* **Input data**
:::

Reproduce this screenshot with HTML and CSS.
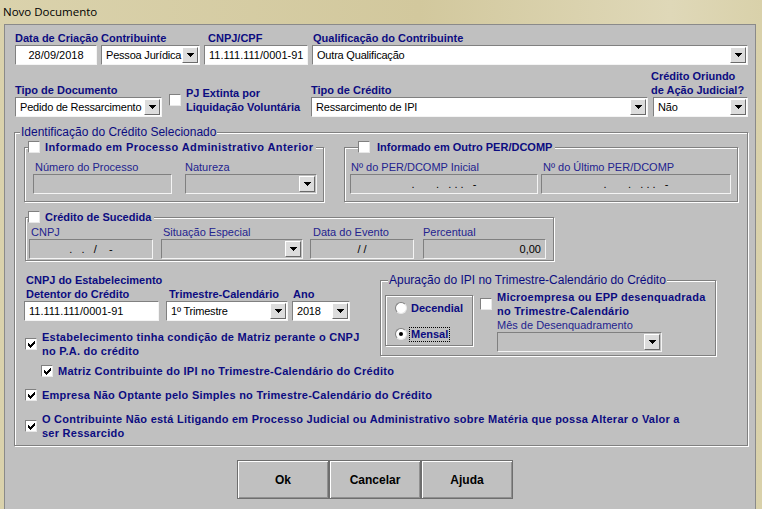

:::

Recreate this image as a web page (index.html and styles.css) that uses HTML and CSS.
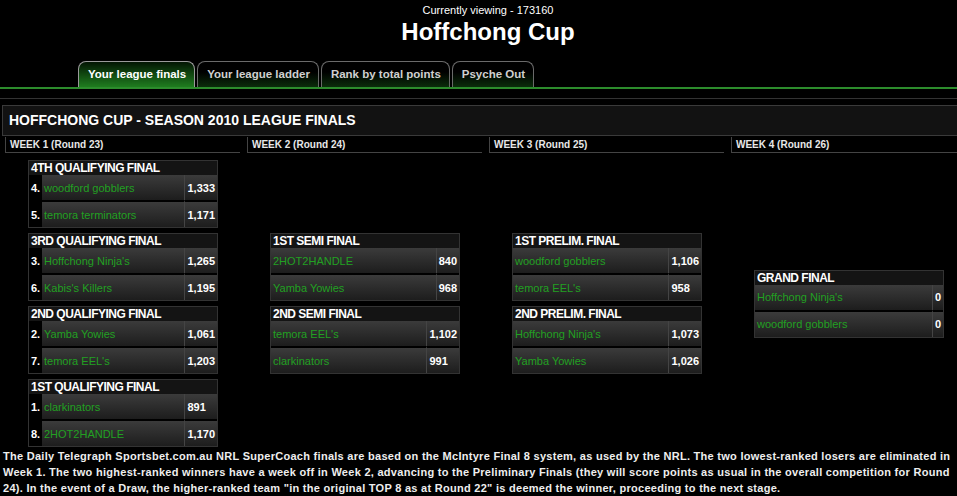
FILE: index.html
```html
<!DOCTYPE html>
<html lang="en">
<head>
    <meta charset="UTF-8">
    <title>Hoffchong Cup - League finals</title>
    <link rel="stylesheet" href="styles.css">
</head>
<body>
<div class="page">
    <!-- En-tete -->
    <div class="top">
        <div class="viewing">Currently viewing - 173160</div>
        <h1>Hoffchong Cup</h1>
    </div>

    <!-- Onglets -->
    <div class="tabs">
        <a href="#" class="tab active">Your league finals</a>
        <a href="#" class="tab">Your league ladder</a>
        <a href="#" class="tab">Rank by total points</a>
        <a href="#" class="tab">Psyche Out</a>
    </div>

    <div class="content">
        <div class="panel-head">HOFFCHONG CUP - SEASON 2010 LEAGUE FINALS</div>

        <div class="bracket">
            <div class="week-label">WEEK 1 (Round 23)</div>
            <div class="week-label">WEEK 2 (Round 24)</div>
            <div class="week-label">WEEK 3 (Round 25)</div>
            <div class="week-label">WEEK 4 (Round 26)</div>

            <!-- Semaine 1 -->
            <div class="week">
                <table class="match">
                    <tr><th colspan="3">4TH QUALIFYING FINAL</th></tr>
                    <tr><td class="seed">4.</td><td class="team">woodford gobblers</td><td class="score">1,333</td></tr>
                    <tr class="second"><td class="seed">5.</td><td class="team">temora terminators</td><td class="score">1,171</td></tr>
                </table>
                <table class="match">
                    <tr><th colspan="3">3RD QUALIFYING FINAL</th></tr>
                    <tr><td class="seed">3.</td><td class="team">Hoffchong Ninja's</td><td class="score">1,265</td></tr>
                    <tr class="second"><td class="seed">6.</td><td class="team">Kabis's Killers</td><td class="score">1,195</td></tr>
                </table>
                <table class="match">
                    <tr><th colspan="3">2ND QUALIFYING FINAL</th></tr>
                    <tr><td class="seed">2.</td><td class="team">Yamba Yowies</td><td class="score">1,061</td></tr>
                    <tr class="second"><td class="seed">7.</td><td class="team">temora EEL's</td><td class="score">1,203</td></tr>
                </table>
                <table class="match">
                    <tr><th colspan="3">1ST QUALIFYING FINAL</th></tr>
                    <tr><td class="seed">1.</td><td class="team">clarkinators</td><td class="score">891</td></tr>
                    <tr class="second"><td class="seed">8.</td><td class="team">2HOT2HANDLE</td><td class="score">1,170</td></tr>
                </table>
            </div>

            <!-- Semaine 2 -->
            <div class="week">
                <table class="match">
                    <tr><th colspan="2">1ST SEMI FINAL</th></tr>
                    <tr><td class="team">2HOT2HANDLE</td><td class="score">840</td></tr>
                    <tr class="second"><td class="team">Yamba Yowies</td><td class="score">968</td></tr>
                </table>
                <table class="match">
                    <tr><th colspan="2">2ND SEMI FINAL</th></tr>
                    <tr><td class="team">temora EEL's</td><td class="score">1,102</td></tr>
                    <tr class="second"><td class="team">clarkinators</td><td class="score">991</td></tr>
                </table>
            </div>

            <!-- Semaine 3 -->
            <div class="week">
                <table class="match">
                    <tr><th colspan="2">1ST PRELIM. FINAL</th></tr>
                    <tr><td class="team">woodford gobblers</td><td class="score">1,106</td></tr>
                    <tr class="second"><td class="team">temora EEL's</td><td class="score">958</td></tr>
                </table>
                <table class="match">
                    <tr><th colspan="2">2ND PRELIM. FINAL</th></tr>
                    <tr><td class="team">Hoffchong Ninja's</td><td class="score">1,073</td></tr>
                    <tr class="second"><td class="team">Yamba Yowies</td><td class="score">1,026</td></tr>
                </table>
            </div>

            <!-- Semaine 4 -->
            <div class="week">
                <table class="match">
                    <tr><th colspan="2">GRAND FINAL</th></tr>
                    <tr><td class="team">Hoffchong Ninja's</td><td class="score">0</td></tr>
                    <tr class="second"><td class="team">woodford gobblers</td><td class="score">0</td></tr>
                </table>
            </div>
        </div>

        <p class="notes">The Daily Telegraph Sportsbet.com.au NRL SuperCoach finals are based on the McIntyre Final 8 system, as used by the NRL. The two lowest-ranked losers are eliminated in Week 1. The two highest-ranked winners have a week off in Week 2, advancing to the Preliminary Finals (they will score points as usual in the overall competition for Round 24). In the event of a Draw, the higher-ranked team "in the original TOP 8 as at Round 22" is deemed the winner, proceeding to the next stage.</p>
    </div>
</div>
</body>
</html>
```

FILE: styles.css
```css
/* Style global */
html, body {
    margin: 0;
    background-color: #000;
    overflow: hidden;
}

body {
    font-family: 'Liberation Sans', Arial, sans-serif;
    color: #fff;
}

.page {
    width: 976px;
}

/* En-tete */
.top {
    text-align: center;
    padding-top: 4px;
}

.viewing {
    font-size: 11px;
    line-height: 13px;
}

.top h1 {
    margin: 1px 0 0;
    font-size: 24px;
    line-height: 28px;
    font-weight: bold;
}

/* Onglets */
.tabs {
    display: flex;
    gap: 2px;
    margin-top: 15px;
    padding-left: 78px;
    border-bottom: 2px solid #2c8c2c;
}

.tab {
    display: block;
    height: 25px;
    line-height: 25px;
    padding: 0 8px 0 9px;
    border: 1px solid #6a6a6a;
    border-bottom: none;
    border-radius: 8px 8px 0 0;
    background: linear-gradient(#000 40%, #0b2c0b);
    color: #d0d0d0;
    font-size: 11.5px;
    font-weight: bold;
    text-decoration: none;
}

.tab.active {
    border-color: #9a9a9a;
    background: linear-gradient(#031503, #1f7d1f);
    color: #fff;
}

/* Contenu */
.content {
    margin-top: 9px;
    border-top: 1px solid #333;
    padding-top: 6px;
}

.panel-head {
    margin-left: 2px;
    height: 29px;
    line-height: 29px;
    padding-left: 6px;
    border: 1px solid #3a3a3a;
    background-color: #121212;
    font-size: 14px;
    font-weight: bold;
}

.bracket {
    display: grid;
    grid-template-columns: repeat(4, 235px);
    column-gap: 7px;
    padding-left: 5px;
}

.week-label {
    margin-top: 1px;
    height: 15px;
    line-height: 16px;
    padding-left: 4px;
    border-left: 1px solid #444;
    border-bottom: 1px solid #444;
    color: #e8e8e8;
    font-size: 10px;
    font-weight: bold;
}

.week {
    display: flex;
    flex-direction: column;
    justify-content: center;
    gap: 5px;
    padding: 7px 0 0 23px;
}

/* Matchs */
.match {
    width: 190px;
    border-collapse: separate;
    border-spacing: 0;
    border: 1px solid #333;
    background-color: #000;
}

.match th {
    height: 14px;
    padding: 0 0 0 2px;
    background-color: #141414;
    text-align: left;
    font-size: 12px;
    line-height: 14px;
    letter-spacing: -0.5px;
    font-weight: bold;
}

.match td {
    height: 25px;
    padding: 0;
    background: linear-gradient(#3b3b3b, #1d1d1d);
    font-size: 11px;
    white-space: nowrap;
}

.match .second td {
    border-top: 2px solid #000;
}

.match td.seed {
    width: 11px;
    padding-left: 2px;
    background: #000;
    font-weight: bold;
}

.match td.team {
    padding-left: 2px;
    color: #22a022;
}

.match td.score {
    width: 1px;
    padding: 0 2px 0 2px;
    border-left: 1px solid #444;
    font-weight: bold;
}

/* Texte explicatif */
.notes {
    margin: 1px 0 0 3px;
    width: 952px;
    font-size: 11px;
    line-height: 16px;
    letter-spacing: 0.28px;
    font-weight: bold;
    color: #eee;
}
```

:::

* **What the task requires**
In the listing, find every line with the word "styles" and state how many there are, nothing more.

* **Task solution**
3